The lawsuit, which is one of several seeking damages for fund investors on the basis that they paid fees for active management on funds that secretly sought to track an index, targets HSBC Global Asset Management (Canada) Ltd. and HSBC Investment Funds (Canada) Inc. over the HSBC Equity Fund.
According to the B.C. Supreme Court’s ruling, the firms deny the allegations, arguing, among other things, that the fund was actively managed and that the plaintiff’s allegation that it deployed a closet indexing strategy is “a fallacious definition that has been crafted to merge and conflate concepts of investment strategy with actual fund holdings … and fund performance relative to a benchmark, all made to obfuscate the true nature of the allegations.”
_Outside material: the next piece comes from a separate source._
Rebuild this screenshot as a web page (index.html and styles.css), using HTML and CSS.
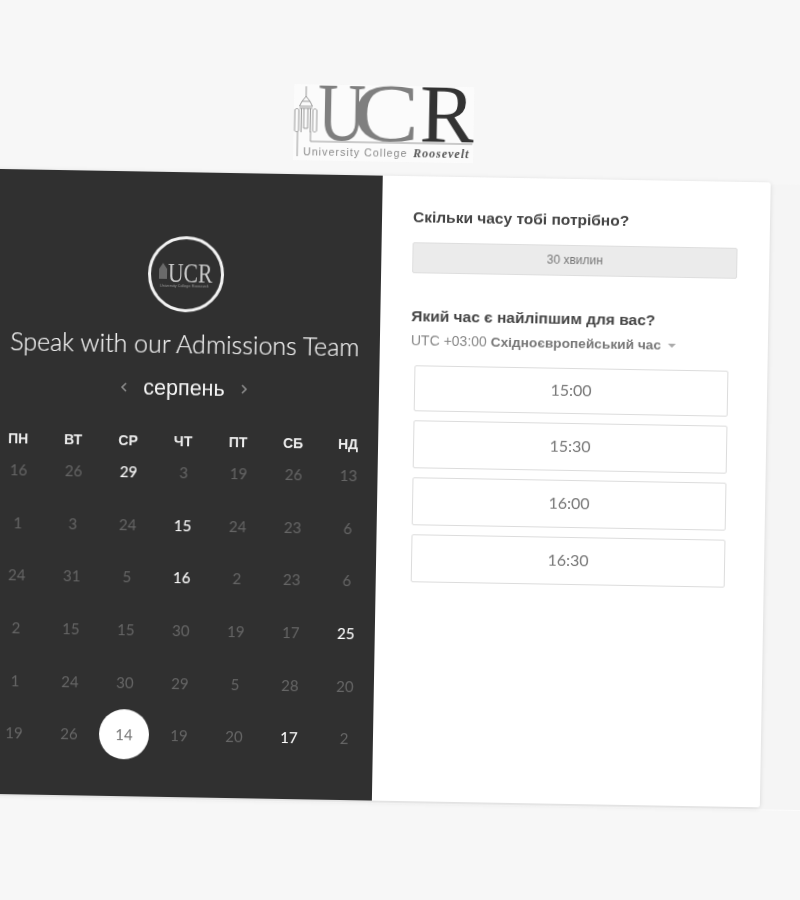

The court declined to rule on whether to certify the case as a class action, saying that while the other criteria for certifying a class action were satisfied, the plaintiff must establish “some basis in fact” that the firms actually used a closet indexing strategy — to show that there is a genuine basis for a class action.
According to the decision, an affidavit from a finance professor, M. Simutin, at the University of Toronto’s Rotman School of Management filed by the plaintiff doesn’t specifically address evidence of closet indexing by the HSBC fund.
That filing, the court said, “makes only one passing reference to the equity fund. He does not look at the equity fund using metrics such as R-squared, tracking error or active share to at least identify the equity fund as a possible closet indexer.”
In a couple of the other alleged closet indexing cases, the same professor provided more specific analysis to support certification as a class action, the court noted, and it ruled that the plaintiff should have an opportunity to produce further evidence in this case.
“With the recent clarification of the law on the need to show some basis in fact to support the assertion that a common issue actually exists, I will allow the plaintiff to submit a further affidavit by Professor Simutin or other evidence to show some basis in fact that a common issue actually exists,” the court ruled.
After getting that evidence, ideally within 90 days, the court will rule on whether the case can proceed.
The same judge has handled all four of the closet indexing class actions against various investment managers.
Of those, only one case has been tried, after being certified as a class action on consent.
In that case, the court ultimately sided with the fund manager (TD Asset Management Inc.) and dismissed the claim in a decision handed down in June.
A separate case against RBC Global Asset Management Inc. (RBC GAM) was certified as a class action last year, but that certification decision is under appeal.
The court has heard certification arguments in a third case, involving CIBC, but has not yet released its decision.